Nun bekomme ich ein Riesenproblem, Vater will nach hause. Er meint, ich hätte sicher seinen Sachen im Auto, er will nun aufstehen. Ich versuche ihm zu helfen, das Gitter kriege ich notdürftig herunter. Wenn er erst mal steht, wird er sicher merken, dass er nicht laufen kann, denke ich. Dann kommen mir Bedenken, er ist schließlich angeschlossen und ich habe keine Ahnung, wie man das alles transportabel macht. Ich kann ihm nicht helfen. Also störe ich die Schwesternrunde mit der Alarmmeldung: mein Vater will aufstehen, darf er das? Meine Frau sitzt draußen im Flur, hat verzichtet, das Zimmer zu betreten. Nach kurzer Zeit erscheinen drei Schwestern im Zimmer. Vater hat sich aufgesetzt, die Füße auf dem Boden, sein Nachthemd ist verrutscht, er hat sonst nichts an. Die Schwestern sprechen mich nicht an, sie umringen Vater, links und rechts eine, die andere bereit seine Beine zu greifen. Mir bleibt nichts übrig, als die Szene zu beobachten. Schließlich verlasse ich das Zimmer. Die Tür steht offen. Ein Tumult aus Kommandos und Zurechtweisungen an meinen Vater ergeht. Eine berlinisch gefärbte Stimme schnauzt meinen Vater an: „Ja ja, ich weiß es ist alles scheiße, wir sind auch scheiße!“ „Aber Du musst essen, bevor Du aufstehen kannst!“ „Verstehst Du das?“
Zwischendrin höre ich die Stimme meines Vaters, dessen Widerstand schwächer wird. Als die Schwestern das Zimmer verlassen, sage ich: danke! Ich habe nicht das Gefühl gehört zu werden. Wieder zurück im Zimmer versuche ich Egon, so heißt er, die Situation zu erklären. Dass er sich erholen muss von seiner Erkrankung, dass er essen soll und dass er erst dann das Laufen wieder üben kann. 
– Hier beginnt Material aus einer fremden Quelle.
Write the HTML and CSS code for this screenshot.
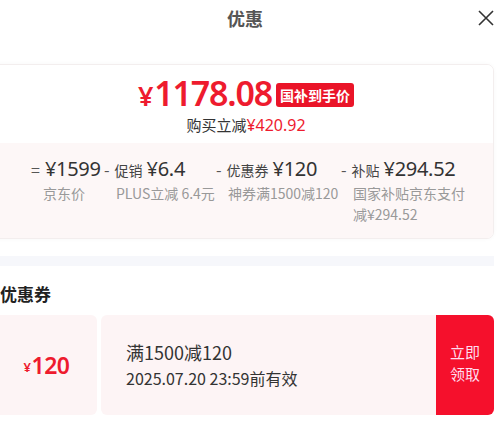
FILE: index.html
```html
<!DOCTYPE html>
<html lang="zh-CN">
<head>
    <meta charset="utf-8">
    <title>优惠</title>
    <link rel="stylesheet" href="styles.css">
</head>
<body>
    <div class="sheet">
        <div class="top">
            <h1>优惠</h1>
            <svg class="close" width="18" height="18" viewBox="0 0 18 18">
                <path d="M2 2 L16 16 M16 2 L2 16" stroke="#333" stroke-width="1.6" fill="none"/>
            </svg>
        </div>

        <div class="price-card">
            <div class="price-head">
                <div class="price-line">
                    <span class="price"><span class="yen">¥</span>1178.08</span>
                    <span class="badge">国补到手价</span>
                </div>
                <div class="saved">购买立减<span class="red">¥420.92</span></div>
            </div>
            <div class="breakdown">
                <div class="item w0">
                    <div class="val"><span class="op">=</span><span class="num">¥1599</span></div>
                    <div class="lbl">京东价</div>
                </div>
                <div class="item w1">
                    <div class="val"><span class="op">-</span><span class="tag">促销</span><span class="num">¥6.4</span></div>
                    <div class="lbl">PLUS立减 6.4元</div>
                </div>
                <div class="item w2">
                    <div class="val"><span class="op">-</span><span class="tag">优惠券</span><span class="num">¥120</span></div>
                    <div class="lbl">神券满1500减120</div>
                </div>
                <div class="item">
                    <div class="val"><span class="op">-</span><span class="tag">补贴</span><span class="num">¥294.52</span></div>
                    <div class="lbl">国家补贴京东支付<br>减¥294.52</div>
                </div>
            </div>
        </div>

        <div class="band"></div>

        <h2>优惠券</h2>
        <div class="coupon">
            <div class="c-left"><span class="c-yen">¥</span>120</div>
            <div class="c-body">
                <div class="c-title">满1500减120</div>
                <div class="c-date">2025.07.20 23:59前有效</div>
            </div>
            <div class="c-btn">
                <span>立即</span>
                <span>领取</span>
            </div>
        </div>
    </div>
</body>
</html>
```

FILE: styles.css
```css
body{
    margin: 0;
    background: #fff;
    font-family: "Noto Sans CJK SC", "Noto Sans", sans-serif;
    color: #333;
    width: 500px;
    height: 430px;
    overflow: hidden;
}
.sheet{
    margin-left: -12px;
    margin-right: 6px;
}
.top{
    height: 36px;
    display: flex;
    align-items: center;
    justify-content: center;
    position: relative;
}
h1{
    margin: 0;
    font-size: 18px;
    font-weight: bold;
    color: #555;
    padding-left: 8px;
}
.close{
    position: absolute;
    right: -1px;
    top: 9px;
}
.price-card{
    margin-top: 28px;
    border: 1px solid #f3eeee;
    border-radius: 7px;
    overflow: hidden;
    box-shadow: 0 0 4px rgba(0,0,0,0.03);
}
.price-head{
    background: #fff;
    height: 78px;
    display: flex;
    flex-direction: column;
    align-items: center;
    padding-left: 10px;
}
.price-line{
    display: flex;
    align-items: center;
    gap: 4px;
    margin-top: 9px;
    height: 40px;
}
.price{
    color: #ee1b2e;
    font-family: "Noto Sans", sans-serif;
    font-weight: 600;
    font-size: 34px;
    letter-spacing: -1.2px;
    line-height: 40px;
}
.yen{
    font-size: 27px;
    margin-right: 2px;
}
.badge{
    background: #ea1428;
    color: #fff;
    font-size: 14px;
    font-weight: bold;
    border-radius: 3px;
    padding: 0 4px;
    height: 24px;
    line-height: 24px;
    margin-top: 2px;
}
.saved{
    font-size: 15px;
    color: #333;
    line-height: 22px;
    margin-left: 0;
}
.red{
    color: #ee1b2e;
    font-family: "Noto Sans", sans-serif;
    font-size: 16px;
}
.breakdown{
    background: #fdf7f7;
    height: 95px;
    display: flex;
    padding-left: 42px;
    padding-top: 12px;
    box-sizing: border-box;
}
.item{
    display: flex;
    flex-direction: column;
}
.w0{ width: 73px; }
.w1{ width: 112px; }
.w2{ width: 125px; }
.val{
    display: flex;
    align-items: baseline;
    height: 28px;
    white-space: nowrap;
}
.op{
    font-size: 16px;
    color: #555;
    margin-right: 5px;
}
.tag{
    font-size: 14px;
    color: #444;
    margin-right: 4px;
}
.num{
    font-family: "Noto Sans", sans-serif;
    font-size: 20px;
    letter-spacing: -0.3px;
    color: #333;
}
.lbl{
    font-size: 14px;
    color: #999;
    line-height: 21px;
    padding-left: 12px;
    white-space: nowrap;
}
.band{
    height: 10px;
    background: #f6f7fb;
    margin-top: 17px;
}
h2{
    margin: 17px 0 0 12px;
    font-size: 17px;
    font-weight: bold;
    color: #222;
    line-height: 22px;
}
.coupon{
    display: flex;
    margin-top: 10px;
    height: 100px;
    gap: 4px;
}
.c-left{
    width: 109px;
    background: #fdf4f5;
    border-radius: 6px;
    display: flex;
    align-items: center;
    justify-content: center;
    color: #ee1b2e;
    font-family: "Noto Sans", sans-serif;
    font-weight: 600;
    font-size: 23px;
    letter-spacing: -0.5px;
    padding-left: 8px;
    box-sizing: border-box;
}
.c-yen{
    font-size: 13px;
    margin-right: 1px;
    margin-top: 4px;
}
.c-body{
    flex: 1;
    background: #fdf4f5;
    border-radius: 6px 0 0 6px;
    padding-left: 25px;
    display: flex;
    flex-direction: column;
    justify-content: center;
}
.c-title{
    font-size: 18px;
    color: #333;
    line-height: 26px;
}
.c-date{
    font-size: 16px;
    color: #333;
    line-height: 26px;
}
.c-btn{
    width: 58px;
    margin-left: -4px;
    background: #f5102c;
    border-radius: 0 6px 6px 0;
    color: #fde;
    font-size: 15px;
    line-height: 22px;
    display: flex;
    flex-direction: column;
    align-items: center;
    justify-content: center;
    padding-bottom: 4px;
    box-sizing: border-box;
}
```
Ich habe Vater Bilder mit gebracht und zum ersten Mal blättert er die durch, die DIN-A-4 – Seiten sind allerdings sehr unhandlich. Sie sind hübscher als der andere, meint Egon. Mit dem anderen ist mein Bruder gemeint. Ich lasse ihm die Fotos da. Sein Essen steht immer noch unangetastet auf dem Nachtschrank. Er will nicht essen und schon gar nicht in meiner Gegenwart. Eine jüngere Schwester erscheint zum Blutdruckmessen, alles in Ordnung. Sie betrachtet die Bilder und meint, man müsste sie ausschneiden und sie will eine Schere holen. Wir sehen, dass Egons Fingernägel nicht geschnitten sind. Zum Glück sieht das auch der Krankenpfleger, der von meinem Vater fast euphorisch begrüßt wird. Er will sich darum kümmern. So scheint der Besuch doch noch ein versöhnliches Ende zu nehmen. Uns wird aber klar, dass
es so nicht weiter gehen kann. Mich ärgert es immer noch, das ich die Haftcreme verlegt habe. Zum Abschied gebe ich ihm wieder die Hand.
Egon will das alles immer vorweg nehmen und verabschiedet sich innerlich schon vorher. "Das Du Dich jetzt um mich kümmerst, hätte ich nicht gedacht." Sagt er. Ich frage mich und versuche meine Verwunderung zu ordnen. Wer hätte es sonst tun sollen und warum nicht ich? Schnell treten aber die praktischen Probleme in den Vordergrund. Ale ich Vater sage, daß ich in zwei Wochen wieder komme, wird er still. Ich schaffe es nicht öfter, versuche ich zu erklären. Er meint auch, die seien hier mit ihm fertig. Die Ärzte wären schon da gewesen. Darauf gründete er seine Hoffnung auf Entlassung. Wieder muß ich die obligatorische Erklärung geben. Er soll erneut nach Bad Wildungen kommen. Ich kann mir nicht vorstellen, wie er da klar kommen soll. Schließlich drücke ich seine immer noch feste Hand. Seine körperliche Verfassung gefällt mir weniger gut. Wir sind auf dem Flur und überlegen, ob es in Kassel so etwas wir die "Grünen Damen" gibt. Das sind in Frankfurt Damen, die ehrenamtlich in ein Krankenhaus gehen, um Patienten zu besuchen und für sie Besorgungen zu machen. Wir beschließen beim Pförtner nachzufragen, werden aber abschlägig beschieden. So etwas scheint man sich in Kassel nicht einmal vorstellen zu können.